In Arthur’s world, minimalism has been overwhelmed by a constant avalanche of inputs, and every glowing pixel demands a decision. By the time he sat down to review a critical acquisition proposal, his brain felt like an overheated processor pushed beyond its limits.

He stared at the spreadsheet. The numbers blurred. A decision that would normally require twenty minutes of clear thinking now felt like solving a Rubik’s Cube in complete darkness. Unable to find clarity, Arthur closed the laptop. He was not simply tired. He was cognitively bankrupt.

When More Information Leads to Worse Decisions

Arthur’s collapse was the inevitable result of information fatigue and overloaded inputs. Like many modern leaders, he believed effective leadership meant absorbing more information, responding faster, and staying permanently connected.

The reality, however, is different. Effective decision-making thrives on cognitive minimalism. The disciplined practice of filtering noise to protect the brain’s limited processing capacity. Minimalism is not about knowing less but creating the mental space to think better.

Constant information overload fuels poor decisions, accelerates burnout, and replaces thoughtful leadership with constant reaction. When your mind is saturated with information, you don’t make decisions. You just react to whatever appears on your screen.

The Pathology of the Overstimulated Executive

In the absence of cognitive minimalism, decision quality declines. Psychologists describe this as the choice overload hypothesis. In the boardroom, however, it appears as something far more dangerous: a gradual erosion of judgment that often goes unnoticed until performance begins to suffer.

Infographic illustrating how minimalism reduces information overload, preventing decision fatigue, cognitive impairment, and executive burnout.
Minimalism prevents information overload and burnout

How Information Fatigue Erodes Decision-Making

When you remain in a state of continuous input, your prefrontal cortex rapidly depletes the energy required for clear thinking, leading directly to decision fatigue.

While fatigue does not erase your technical expertise, it weakens your capacity for long-term strategic judgement. Instead of evaluating complex trade-offs, you gravitate towards the path of least resistance, choosing quick fixes over durable solutions. Minimalism protects decision quality by ensuring your brain spends its energy on the choices that matter most.

The Mirage of Hyper-Connectivity

Many leaders mistake being constantly informed for being effective. They check dashboards every thirty minutes, monitor every notification, and respond to every alert. This is not effective leadership. It is a dopamine-driven feedback loop disguised as productivity.

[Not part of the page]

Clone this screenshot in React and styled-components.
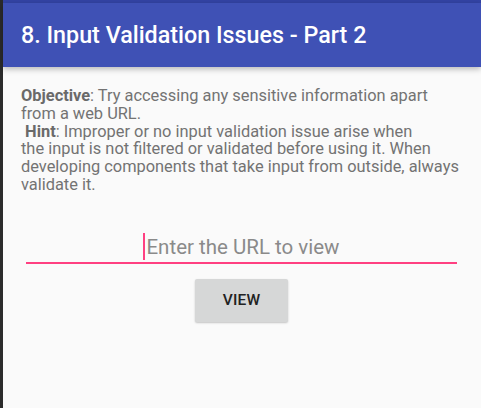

Research shows that even the presence of a smartphone on a desk reduces available cognitive capacity. When your attention is permanently waiting for the next ping, your brain never reaches the deep, associative thinking needed for innovation, strategic vision, and sound executive judgment. Cognitive minimalism creates the space required for those higher-order capabilities to emerge.

Executive Burnout Begins Long Before You Feel Exhausted

Burnout often stems from a relentless accumulation of unresolved cognitive loose ends. Without periods of deliberate minimalism and zero input, the nervous system remains trapped in a persistent state of low-grade fight-or-flight.

Over time, information fatigue erodes empathy, increases irritability, clouds judgment, and diminishes the emotional intelligence that effective leadership depends upon. This eventually culminates in a gradual loss of clarity, perspective, and the ability to make consistently sound decisions.

The Strategic Framework for Scheduled Data Deprivation

Cognitive minimalism is nothing but deliberately limiting unnecessary mental inputs so your best thinking has room to emerge. One of the most effective ways to achieve this is through the Zero-Input Block (ZIB).

A Zero-Input Block is a scheduled, non-negotiable period during which no external information enters your mind. No emails. No podcasts. No dashboards. No industry reports. No casual scrolling. It is an intentional pause that allows information you’ve already gathered to settle, connect, and transform into clear judgment and practical strategy.

Infographic illustrating the Zero-Input Block (ZIB) framework, where minimalism eliminates digital distractions to improve strategic thinking and executive focus.
Minimalism creates space for strategic thinking

Step 1: Audit and Simplify Your Information Inputs

Before you can practise minimalism, you need to understand what is competing for your attention. For three days, record every significant source of information you consume. Then categorise each item as:

  • Primary Signals: Critical business metrics, urgent team blockers, key customer feedback, and strategic updates.
  • Secondary Noise: Industry gossip, non-urgent internal conversations, algorithm-driven news feeds, and habitual social media browsing.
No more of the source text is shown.